··· RECORDS FOR THIS EXERCISE ···

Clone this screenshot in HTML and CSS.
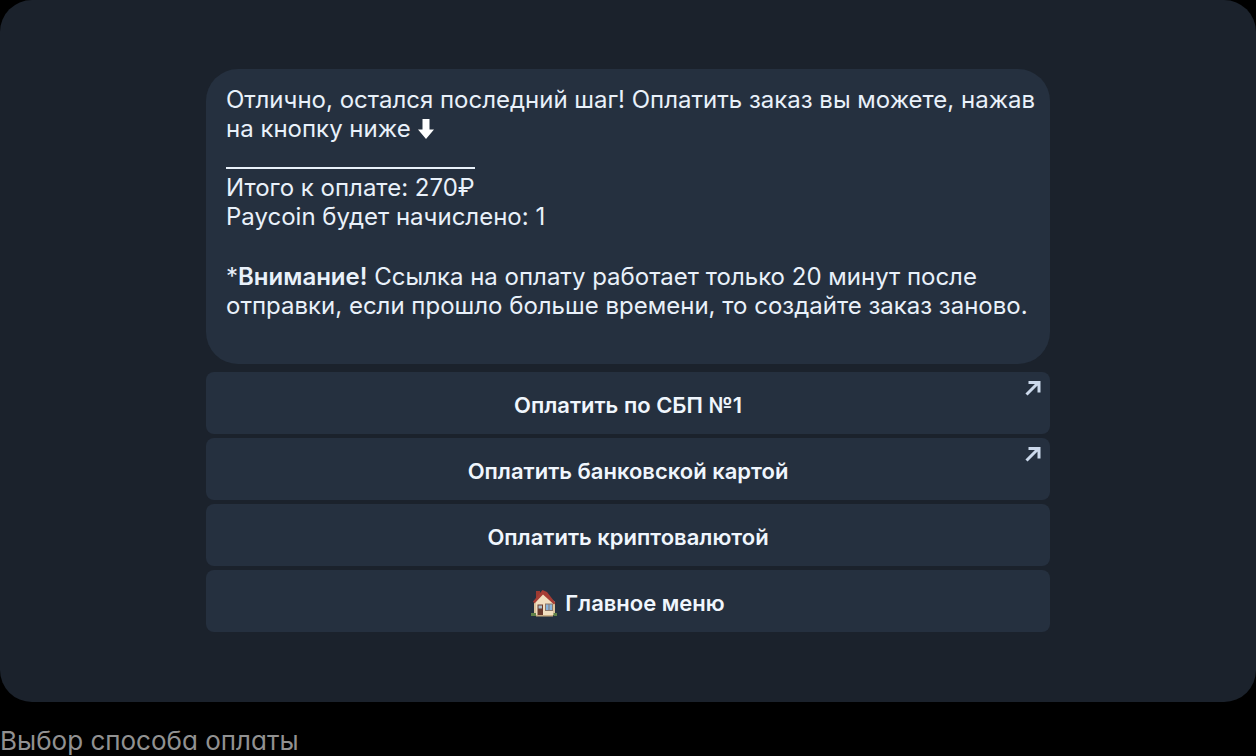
FILE: index.html
```html
<!DOCTYPE html>
<html lang="ru">
<head>
<meta charset="utf-8">
<meta name="viewport" content="width=device-width, initial-scale=1">
<title>Выбор способа оплаты</title>
<link rel="stylesheet" href="styles.css">
</head>
<body>
<figure class="figure">
  <main class="screen">
    <div class="chat">
      <section class="message">
        <p class="text">Отлично, остался последний шаг! Оплатить заказ вы можете, нажав на кнопку ниже <svg class="down" viewBox="0 0 18 22" aria-hidden="true"><path d="M5.500 1h7v10.500h4.500L9 21 1 11.500h4.500z"/></svg></p>
        <div class="total">
          <p class="text">Итого к оплате: 270₽</p>
        </div>
        <p class="text">Paycoin будет начислено: 1</p>
        <p class="text note">*<strong>Внимание!</strong> Ссылка на оплату работает только 20 минут после отправки, если прошло больше времени, то создайте заказ заново.</p>
      </section>
      <div class="keyboard">
        <button class="key" type="button">Оплатить по СБП №1
          <svg class="link-mark" viewBox="0 0 16 16" aria-hidden="true"><path d="M1.500 14.500 13 3M3.500 2.500h10.500v10"/></svg></button>
        <button class="key" type="button">Оплатить банковской картой
          <svg class="link-mark" viewBox="0 0 16 16" aria-hidden="true"><path d="M1.500 14.500 13 3M3.500 2.500h10.500v10"/></svg></button>
        <button class="key" type="button">Оплатить криптовалютой</button>
        <button class="key" type="button">
          <svg class="house" viewBox="0 0 26 28" aria-hidden="true">
            <path fill="#9c3a31" d="M5 2h4v7H5z"/>
            <path fill="#f1dfc0" d="M3 13 12 4l12 9v13H3z"/>
            <path fill="#dcc39d" d="M3 13h2v13H3zM22 13h2v13h-2z"/>
            <path fill="#a63d35" d="M11.500 1 2 12.500l1.500 2L12 5.500l11 10 1.500-1.500L16 3z"/>
            <path fill="#6b3a2c" d="M6.500 15.500H12V26H6.500z"/>
            <path fill="#a9beca" d="M7.500 16.500H11v3H7.500z"/>
            <path fill="#8a776b" d="M14 14.500h8V22h-8z"/>
            <path fill="#86b4dc" d="M15 15.500h2.500V21H15zM18.500 15.500H21V21h-2.500z"/>
            <path fill="#618248" d="M0 24h5v3H0zM22.500 24H26v3h-3.500z"/>
            <path fill="#c9ac83" d="M5 26h17v1.500H5z"/>
          </svg>Главное меню</button>
      </div>
    </div>
  </main>
  <figcaption class="caption">Выбор способа оплаты</figcaption>
</figure>
</body>
</html>
```
FILE: styles.css
```css
* { box-sizing: border-box; }

body {
  margin: 0;
  background: #000;
  color: #e9f1fa;
  font-family: Inter, "Noto Sans", sans-serif;
  overflow-x: hidden;
}

.figure { margin: 0; }

.screen {
  padding: 69px 16px 70px;
  border-radius: 32px;
  background: #1b222c;
}

.chat {
  display: flex;
  flex-direction: column;
  gap: 8px;
  max-width: 844px;
  margin: 0 auto;
}

.message {
  padding: 16px 12px 44px 20px;
  border-radius: 32px;
  background: #25303f;
}

.text {
  margin: 0;
  font-size: 24px;
  line-height: 29px;
}

.total {
  width: fit-content;
  margin-top: 24px;
  padding-top: 4px;
  border-top: 2px solid #e9f1fa;
}

.note { margin-top: 31px; }

.note strong { font-weight: 600; }

.down {
  width: 18px;
  height: 22px;
  vertical-align: -3px;
  fill: #fff;
}

.keyboard {
  display: flex;
  flex-direction: column;
  gap: 4px;
}

.key {
  position: relative;
  display: flex;
  align-items: center;
  justify-content: center;
  gap: 8px;
  min-height: 62px;
  padding: 18px 40px 14px;
  border: 0;
  border-radius: 8px;
  background: #25303f;
  color: #f0f6fd;
  font-family: inherit;
  font-size: 22px;
  font-weight: 600;
  line-height: 30px;
  cursor: pointer;
}

.link-mark {
  position: absolute;
  top: 8px;
  right: 9px;
  width: 16px;
  height: 16px;
  fill: none;
  stroke: #ccd9ec;
  stroke-width: 3;
}

.house {
  width: 26px;
  height: 28px;
}

.caption {
  padding-top: 24px;
  color: #919191;
  font-size: 26px;
  line-height: 30px;
  font-feature-settings: "cv11";
}
```
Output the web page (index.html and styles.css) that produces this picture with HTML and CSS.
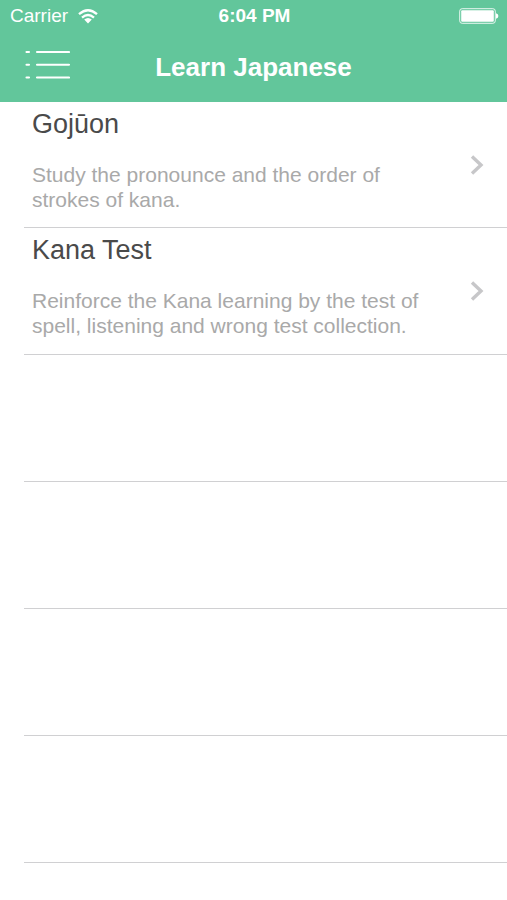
FILE: index.html
```html
<!DOCTYPE html>
<html lang="en">
<head>
<meta charset="utf-8">
<meta name="viewport" content="width=device-width, initial-scale=1">
<title>Learn Japanese</title>
<link rel="stylesheet" href="styles.css">
</head>
<body>
<header class="header">
  <div class="status">
    <div class="carrier">
      <span>Carrier</span>
      <svg class="wifi" viewBox="0 0 20 15" aria-hidden="true">
        <path d="M1 5.2Q10 -2.8 19 5.2M4 8.6Q10 3.4 16 8.6" fill="none" stroke="currentColor" stroke-width="2.3"/>
        <path d="M6.2 10.6Q10 7.4 13.8 10.6L10 14.4Z" fill="currentColor"/>
      </svg>
    </div>
    <time class="clock">6:04 PM</time>
    <svg class="battery" viewBox="0 0 40 16" aria-hidden="true">
      <rect x="0.7" y="0.7" width="35.6" height="14.6" rx="2.5" fill="none" stroke="currentColor" stroke-width="1" opacity="0.85"/>
      <rect x="2.2" y="2.2" width="32.6" height="11.6" rx="1" fill="currentColor"/>
      <path d="M37 5.2Q39.4 6 39.4 8T37 10.8Z" fill="currentColor"/>
    </svg>
  </div>
  <nav class="navbar">
    <button class="menu" type="button" aria-label="Menu">
      <svg class="menu-icon" viewBox="0 0 46 32" aria-hidden="true">
        <path d="M2.5 3H5M13 3H45M2.5 15.7H5M13 15.7H45M2.5 28.5H5M13 28.5H45" fill="none" stroke="currentColor" stroke-width="2.1" stroke-linecap="round"/>
      </svg>
    </button>
    <h1 class="title">Learn Japanese</h1>
  </nav>
</header>
<main>
  <ul class="list">
    <li class="row">
      <a class="link" href="#gojuon">
        <span class="text">
          <span class="name">Gojūon</span>
          <span class="detail">Study the pronounce and the order of strokes of kana.</span>
        </span>
        <svg class="chevron" viewBox="0 0 14 20" aria-hidden="true"><path d="M2 1.5L11 10L2 18.5" fill="none" stroke="currentColor" stroke-width="3.4"/></svg>
      </a>
    </li>
    <li class="row">
      <a class="link" href="#kana-test">
        <span class="text">
          <span class="name">Kana Test</span>
          <span class="detail">Reinforce the Kana learning by the test of spell, listening and wrong test collection.</span>
        </span>
        <svg class="chevron" viewBox="0 0 14 20" aria-hidden="true"><path d="M2 1.5L11 10L2 18.5" fill="none" stroke="currentColor" stroke-width="3.4"/></svg>
      </a>
    </li>
    <li class="row"></li>
    <li class="row"></li>
    <li class="row"></li>
    <li class="row"></li>
  </ul>
</main>
</body>
</html>
```
FILE: styles.css
```css
* {
  box-sizing: border-box;
}

body {
  margin: 0;
  background: #fff;
  font-family: "Liberation Sans", Arial, sans-serif;
}

.header {
  background: #62c69b;
  color: #fff;
}

.status {
  display: grid;
  grid-template-columns: 1fr auto 1fr;
  align-items: center;
  height: 32px;
  padding: 0 8px 0 10px;
  font-size: 19px;
  line-height: 24px;
}

.carrier {
  display: flex;
  align-items: center;
  gap: 10px;
}

.wifi {
  width: 20px;
  height: 15px;
}

.clock {
  font-weight: bold;
}

.battery {
  justify-self: end;
  width: 40px;
  height: 16px;
}

.navbar {
  display: grid;
  grid-template-columns: 1fr auto 1fr;
  align-items: center;
  height: 70px;
  padding: 0 24px;
}

.menu {
  justify-self: start;
  padding: 0 0 4px;
  border: 0;
  background: none;
  color: inherit;
}

.menu-icon {
  display: block;
  width: 46px;
  height: 32px;
}

.title {
  margin: 0;
  font-size: 26px;
  line-height: 32px;
}

.list {
  margin: 0;
  padding: 0 0 0 24px;
  list-style: none;
}

.row {
  height: 127px;
  border-bottom: 1px solid #d0d0d2;
}

.row:first-child {
  height: 126px;
}

.link {
  display: flex;
  align-items: center;
  justify-content: space-between;
  height: 100%;
  padding: 0 23px 0 8px;
  color: #4a4a4a;
  text-decoration: none;
}

.text {
  display: flex;
  flex-direction: column;
  gap: 22px;
  max-width: 410px;
  height: 100%;
  padding-top: 6px;
}

.name {
  font-size: 27px;
  line-height: 32px;
}

.detail {
  color: #a9a9a9;
  font-size: 21px;
  line-height: 25px;
}

.chevron {
  flex: none;
  width: 14px;
  height: 20px;
  color: #c7c7c9;
}
```
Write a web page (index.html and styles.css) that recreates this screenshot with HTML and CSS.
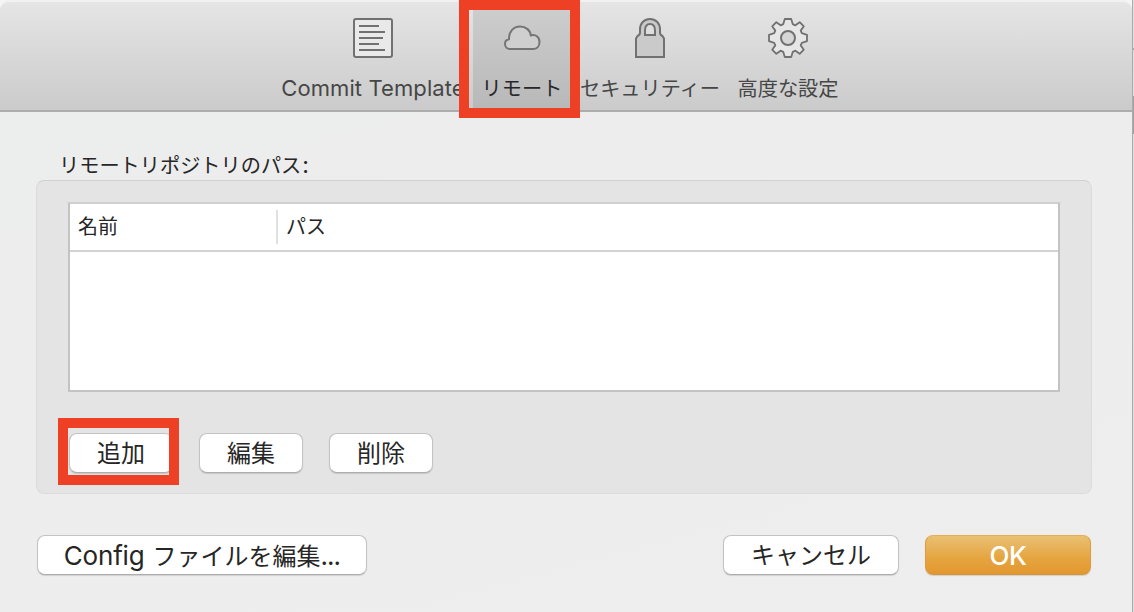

···

YOUR INSTRUCTIONS:
State how many lines of the listing above include the word "that". Give nothing but the number.

FULL ANSWER:
2